I: Were there any white students?

BWB: Nnnno.

I: Or any who were not African-American?

BWB: We had Puerto Rican. Puerto Rican and Dominican.

I: Mhmm.

BWB: We had like one Puerto Rican family in our building, and I, when they moved in…yeah, they went to 133 with us! Yeah, 133. Papo and his sister, yeah.

I: And they were coming from the neighborhood, more or less? Or East Harlem?

BWB: No, they lived in the projects with us. Yeah. Mhmm, they lived in the projects with us.

I: And could you talk a little bit more about IS 201? I know with the no windows…

BWB: Yeah well, being exposed to it with no windows, it really didn’t…I mean because you changed courses. Um, it went, we had classes from the…the science classes. What else was down? It was down in the basement. The lunchroom was down in the basement, the sciences classes were down in the lab, the labs were down in the basement. Um, was the gym down in there? I can’t remember if the gym was down in the basement or was it up on the upper floor. But then your home rooms. The first floor is where the windows were.

I: Hmm.

BWB: That’s the only windows that you seen.

I: Right.

BWB: And that’s where the administrative offices were.

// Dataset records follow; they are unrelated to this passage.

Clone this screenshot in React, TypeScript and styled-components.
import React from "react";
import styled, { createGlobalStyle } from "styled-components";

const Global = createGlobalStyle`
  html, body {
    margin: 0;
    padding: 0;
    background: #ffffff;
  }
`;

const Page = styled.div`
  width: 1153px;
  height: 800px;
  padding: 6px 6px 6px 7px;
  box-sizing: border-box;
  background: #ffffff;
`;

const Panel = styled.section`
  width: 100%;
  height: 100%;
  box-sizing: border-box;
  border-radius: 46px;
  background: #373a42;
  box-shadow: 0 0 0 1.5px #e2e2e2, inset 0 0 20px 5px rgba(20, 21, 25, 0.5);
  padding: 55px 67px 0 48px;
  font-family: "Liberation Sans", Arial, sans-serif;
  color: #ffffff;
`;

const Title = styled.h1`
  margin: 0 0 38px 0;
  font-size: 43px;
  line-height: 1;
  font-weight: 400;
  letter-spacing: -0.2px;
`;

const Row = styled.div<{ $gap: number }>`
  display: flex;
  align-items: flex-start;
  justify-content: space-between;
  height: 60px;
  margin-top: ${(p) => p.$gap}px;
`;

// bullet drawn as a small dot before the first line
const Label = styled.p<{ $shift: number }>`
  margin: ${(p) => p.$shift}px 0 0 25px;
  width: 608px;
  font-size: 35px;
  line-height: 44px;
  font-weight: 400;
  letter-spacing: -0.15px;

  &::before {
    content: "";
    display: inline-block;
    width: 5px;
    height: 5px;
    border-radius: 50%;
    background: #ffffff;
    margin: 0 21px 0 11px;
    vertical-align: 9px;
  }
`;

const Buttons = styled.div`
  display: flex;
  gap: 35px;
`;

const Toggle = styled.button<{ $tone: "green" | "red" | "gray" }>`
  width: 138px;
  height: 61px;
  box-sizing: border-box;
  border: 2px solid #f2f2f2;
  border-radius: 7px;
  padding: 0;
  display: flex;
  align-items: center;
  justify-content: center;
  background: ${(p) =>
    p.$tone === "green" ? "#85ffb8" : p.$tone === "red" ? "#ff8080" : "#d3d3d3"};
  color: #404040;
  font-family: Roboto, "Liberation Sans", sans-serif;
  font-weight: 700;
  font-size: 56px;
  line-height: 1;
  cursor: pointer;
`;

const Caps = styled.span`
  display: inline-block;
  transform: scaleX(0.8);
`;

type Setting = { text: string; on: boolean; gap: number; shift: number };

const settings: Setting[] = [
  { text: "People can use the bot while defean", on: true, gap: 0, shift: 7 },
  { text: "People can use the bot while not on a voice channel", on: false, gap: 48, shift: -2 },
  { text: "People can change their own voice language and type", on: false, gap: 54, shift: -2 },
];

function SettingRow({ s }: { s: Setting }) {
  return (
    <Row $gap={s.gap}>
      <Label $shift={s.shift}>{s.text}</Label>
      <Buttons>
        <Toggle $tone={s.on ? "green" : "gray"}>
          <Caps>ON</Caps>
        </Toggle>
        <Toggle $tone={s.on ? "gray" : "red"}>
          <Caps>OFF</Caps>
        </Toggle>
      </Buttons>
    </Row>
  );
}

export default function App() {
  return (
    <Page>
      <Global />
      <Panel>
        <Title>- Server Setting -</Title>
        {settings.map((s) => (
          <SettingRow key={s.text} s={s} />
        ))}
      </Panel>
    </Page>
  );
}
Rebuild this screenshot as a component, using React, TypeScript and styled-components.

I: And it’s sort of raised up, that point from the outside.

BWB: [00:43:04] Yes, and they raised up ‘cause under the first floor was where we went for lab. ‘Cause my homeroom was actually down there ‘cause science was downstairs. And then the main floor was the administrative offices. That’s where you walk in and that’s where the offices were.

I: Uhuh.

BWB: And then the regular class was up on the upper levels.

I: Mhmm.

BWB: Um, so, I mean basically, it was just junior high school stuff.

I: [laughter]

BWB: That didn’t make any impression. Once I got there and being scared of what I thought it was…

I: Mhmm.

BWB: It really didn’t make a real big impression on me. I mean, it was just like preparing me for high school. I got to change classes…

I: Right.

BWB: …I had more courses. I had science, Spanish (that’s your language), I had math, um, uh, we had English, you had your history, well, the history course…Let me see. You had the history course. The teachers that made the impression on me was my math teacher, my science teacher, and my language teacher. And I can’t really tell you who the principal was of that school.

I: Hmm.

BWB: I can’t really tell you that.

I: I know that, um, huh…were those your favorite subjects?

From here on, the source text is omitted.